Yuri vai além das aparências e pergunta às pessoas como é o seu trabalho, ou algo semelhante. As histórias se multiplicam. Entre alguns schematas, aprendidos na casa espírita e na vida, há uma riqueza textual de vivências interiores, dificuldades superadas, emoções, mudanças interiores, que possibilitam a compreensão da experiência vivida dos voluntários. Nós leitores, ora nos admiramos, ora nos emocionamos, ora somos arrebatados à reflexão. O texto de Yuri parece repetitivo às vezes, mas vai nos fazendo refletir quase frase a frase a comunicação do sujeito.

Ele nos explicou que selecionou os entrevistados. Nem todos os voluntários conseguem passar da concretude do ato e resignificar o que fazem, mas não há limites de idade, crença, ou classe social para o que fazem.

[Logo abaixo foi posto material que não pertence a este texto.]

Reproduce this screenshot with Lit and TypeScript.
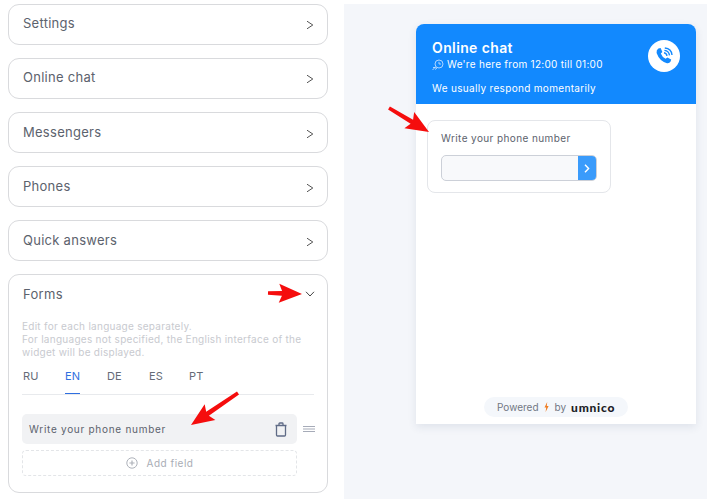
import { LitElement, html, css, svg } from "lit";
import { customElement } from "lit/decorators.js";

const arrow = (x1: number, y1: number, x2: number, y2: number) => {
  const a = Math.atan2(y2 - y1, x2 - x1);
  const len = Math.hypot(x2 - x1, y2 - y1);
  const deg = (a * 180) / Math.PI;
  return svg`<g transform="translate(${x1} ${y1}) rotate(${deg})"><path d="M0 -1.8 L${len - 20} -2.4 L${len - 23} -9.5 L${len} 0 L${len - 23} 9.5 L${len - 20} 2.4 L0 1.8 Z" fill="#f50d0d"/></g>`;
};

@customElement("app-root")
export class AppRoot extends LitElement {
  static styles = css`
    :host { display: block; width: 707px; height: 499px; position: relative; overflow: hidden; background: #fff; font-family: "Inter", "Noto Sans", sans-serif; color: #4b5563; }
    .page { display: flex; height: 499px; box-sizing: border-box; padding: 4px 0 0 8px; }
    .left { width: 320px; display: flex; flex-direction: column; gap: 13px; flex: none; }
    .card { box-sizing: border-box; width: 320px; height: 41px; border: 1px solid #d9dadd; border-radius: 11px; display: flex; align-items: center; justify-content: space-between; padding: 0 13px 3px 14px; font-size: 13px; letter-spacing: .27px; color: #5c626d; }
    .card:nth-child(n+3) { padding-bottom: 1px; }
    .chev { width: 8px; height: 10px; display: block; margin-top: 3px; }
    .forms { box-sizing: border-box; width: 320px; height: 219px; border: 1px solid #d9dadd; border-radius: 11px; padding: 11px 12px 0 13px; }
    .forms-head { display: flex; justify-content: space-between; align-items: center; font-size: 13px; letter-spacing: .3px; color: #5c626d; height: 16px; padding-left: 1px; }
    .hint { margin-top: 18px; font-size: 10px; line-height: 13px; color: #c8cacf; letter-spacing: .27px; white-space: nowrap; }
    .tabs { display: flex; margin-top: 9px; height: 26px; border-bottom: 1px solid #e8eaed; font-size: 11px; color: #656b77; padding-left: 1px; margin-right: 1px; }
    .tab { box-sizing: border-box; width: 42px; height: 26px; letter-spacing: .1px; padding-top: 1px; }
    .tab:nth-child(5) { margin-left: -2px; }
    .tab span { display: inline-block; height: 25px; box-sizing: border-box; }
    .tab.on span { color: #2f6fe0; border-bottom: 1px solid #2f6fe0; }
    .row { display: flex; align-items: center; margin-top: 19px; }
    .field { box-sizing: border-box; width: 275px; height: 30px; background: #f1f2f4; border-radius: 5px; display: flex; align-items: center; justify-content: space-between; padding: 0 10px 0 7px; font-size: 10px; letter-spacing: .72px; color: #5c626d; }
    .grip { width: 12px; height: 6px; margin-left: 6px; display: block; }
    .add { box-sizing: border-box; width: 275px; height: 26px; margin-top: 6px; border: 1px dashed #e3e5e8; border-radius: 4px; display: flex; align-items: center; justify-content: center; gap: 9px; font-size: 10px; letter-spacing: .5px; color: #a9adb5; }
    .right { width: 363px; margin-left: 16px; flex: none; background: #f4f6fa; padding: 20px 0 0 72px; box-sizing: border-box; }
    .widget { width: 280px; height: 400px; background: #fff; border-radius: 8px 8px 0 0; box-shadow: 0 3px 8px rgba(40,60,100,.1); display: flex; flex-direction: column; }
    .wh { box-sizing: border-box; height: 80px; background: #1289fe; border-radius: 8px 8px 0 0; padding: 15px 16px 0; color: #fff; display: flex; justify-content: space-between; }
    .wh h2 { margin: 0; font-size: 14px; line-height: 17px; font-weight: 600; letter-spacing: .38px; }
    .hours { display: flex; align-items: center; gap: 3px; font-size: 10px; line-height: 13px; letter-spacing: .28px; margin-top: 2px; font-weight: 400; }
    .resp { font-size: 10px; line-height: 13px; letter-spacing: .32px; margin-top: 11px; font-weight: 400; }
    .call { width: 32px; height: 32px; border-radius: 50%; background: #fff; display: flex; align-items: center; justify-content: center; margin-top: 1px; }
    .wb { flex: 1; padding: 16px 11px 0; display: flex; flex-direction: column; }
    .fc { box-sizing: border-box; width: 184px; height: 73px; border: 1px solid #e4e6ea; border-radius: 8px; padding: 11px 13px 0; font-size: 10px; letter-spacing: .4px; color: #5c626d; line-height: 13px; }
    .inp { box-sizing: border-box; width: 156px; height: 26px; margin-top: 10px; border: 1px solid #ccd0d8; border-radius: 5px; background: #f8f9fb; display: flex; justify-content: flex-end; }
    .btn { width: 18px; height: 24px; background: #3a9bfb; border-radius: 0 4px 4px 0; display: flex; align-items: center; justify-content: center; }
    .pw { margin: auto auto 7px; display: flex; align-items: center; width: 144px; height: 20px; box-sizing: border-box; background: #f4f7fb; border-radius: 10px; font-size: 10px; color: #727884; padding-left: 13px; }
    .pw .b { margin: 0 6px 0 5px; display: block; }
    .pw strong { font-family: "Lato", sans-serif; font-weight: 900; font-size: 12px; letter-spacing: .75px; color: #1b1d26; margin-left: 5px; }
    .arrows { position: absolute; left: 0; top: 0; width: 707px; height: 499px; pointer-events: none; }
  `;

  render() {
    const chev = html`<svg class="chev" viewBox="0 0 8 10"><path d="M1 1.2 L6.8 5 L1 8.8" fill="none" stroke="#555" stroke-width="1"/></svg>`;
    return html`
      <div class="page">
        <div class="left">
          ${["Settings", "Online chat", "Messengers", "Phones", "Quick answers"].map(
            (t) => html`<div class="card"><span>${t}</span>${chev}</div>`
          )}
          <div class="forms">
            <div class="forms-head"><span>Forms</span>
              <svg width="10" height="6" viewBox="0 0 10 6"><path d="M1 .8 L5 5 L9 .8" fill="none" stroke="#444" stroke-width="1"/></svg>
            </div>
            <div class="hint">Edit for each language separately.<br>For languages not specified, the English interface of the<br>widget will be displayed.</div>
            <div class="tabs">
              ${["RU", "EN", "DE", "ES", "PT"].map((t) => html`<div class="tab ${t === "EN" ? "on" : ""}"><span>${t}</span></div>`)}
            </div>
            <div class="row">
              <div class="field"><span>Write your phone number</span>
                <svg width="12" height="15" viewBox="0 0 12 15"><path d="M1.5 3.5 H10.5 V13 Q10.5 14 9.5 14 H2.5 Q1.5 14 1.5 13 Z M4 3.5 V1.8 Q4 1 4.8 1 H7.2 Q8 1 8 1.8 V3.5 M.5 3.5 H11.5" fill="none" stroke="#5f6b86" stroke-width="1.3"/></svg>
              </div>
              <svg class="grip" viewBox="0 0 12 6"><path d="M0 .5 H12 M0 3 H12 M0 5.5 H12" stroke="#a6abb8" stroke-width="1"/></svg>
            </div>
            <div class="add">
              <svg width="12" height="12" viewBox="0 0 12 12"><circle cx="6" cy="6" r="5.2" fill="none" stroke="#aeb2ba" stroke-width="1"/><path d="M6 3.4 V8.6 M3.4 6 H8.6" stroke="#aeb2ba" stroke-width="1.2"/></svg>
              <span>Add field</span>
            </div>
          </div>
        </div>
        <div class="right">
          <div class="widget">
            <div class="wh">
              <div>
                <h2>Online chat</h2>
                <div class="hours">
                  <svg width="12" height="12" viewBox="0 0 12 12"><circle cx="7" cy="5" r="4" fill="none" stroke="#d5e9ff" stroke-width=".8"/><path d="M7 2.8 V5 H9 M.5 11 L3.5 8 M1 8.5 H3.5 M3 10.5 L5 9" fill="none" stroke="#d5e9ff" stroke-width=".8"/></svg>
                  <span>We're here from 12:00 till 01:00</span>
                </div>
                <div class="resp">We usually respond momentarily</div>
              </div>
              <div class="call">
                <svg width="20" height="20" viewBox="0 0 20 20"><path d="M4.4 2.6 L6.6 2 L8.4 6 L6.8 7.6 Q8 11 11.6 12.8 L13.4 11.4 L17.2 13.4 L16.6 15.6 Q15.4 17.6 13 17.2 Q5.5 15.2 2.6 7 Q2.2 4 4.4 2.6 Z" fill="#1289fe"/><path d="M10 6.8 Q12.6 7.2 13 9.8 M10.4 4.4 Q15 5 15.5 9.4 M10.8 2 Q17.4 2.6 18 9" fill="none" stroke="#1289fe" stroke-width="1.4"/></svg>
              </div>
            </div>
            <div class="wb">
              <div class="fc">
                <div>Write your phone number</div>
                <div class="inp"><div class="btn">
                  <svg width="6" height="9" viewBox="0 0 6 9"><path d="M1 .8 L4.6 4.5 L1 8.2" fill="none" stroke="#fff" stroke-width="1.4"/></svg>
                </div></div>
              </div>
              <div class="pw"><span>Powered</span>
                <svg class="b" width="5" height="10" viewBox="0 0 5 10"><path d="M3.2 0 L.5 5.6 H2.2 L1.6 10 L4.6 4 H2.8 Z" fill="#ef7d22"/></svg>
                <span>by</span><strong>umnico</strong>
              </div>
            </div>
          </div>
        </div>
      </div>
      <svg class="arrows" viewBox="0 0 707 499">
        ${arrow(268, 293, 302, 294)}
        ${arrow(238, 393, 191, 425)}
        ${arrow(389, 108, 429, 132)}
      </svg>
    `;
  }
}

O Prof. Paulo nos chamou a atenção para algo importante. Ele foi apresentado ao espiritismo não pela doutrina, mas pela experiência dos que participam do trabalho. Eu diria que é um retrato da "vita activa" do movimento espírita, e não de sua "vita contemplativa", que li em São Tomás de Aquino esta semana, ou em um de seus comentaristas, referindo-se a Pedro e a João, apóstolos como suas referências. Eu não caracterizaria os pensamentos e vivências dos voluntários como exclusivamente espíritas, mas indiscutivelmente são cristãs, por isso tocaram tanto o público presente. Não quero dizer que uma é mais importante que a outra, o que considero tolice, mas temos necessidade de reflexões profundas no movimento espírita sobre a "vita activa" de seus membros. Este tipo de análise nos faz ter uma nova perspectiva sobre o significado de tudo o que fazemos, em uma época cheia de relações temporárias e análises à distância.

O Prof. Miguel encerrou o encontro, após muitas questões do público presente e tentativas de resposta dos membros da mesa. Questões muito seminais, eu diria. Ele falou algo como: nesse momento a universidade tornou-se universidade. E é verdade, em meio a muitas visões de mundo, todos buscaram a verdade, sem temer apresentarem sua escolha religiosa, sua área de conhecimento ou qualquer outro elemento de sua identidade. E o diálogo respeitoso se fez, respeitadas as diferenças.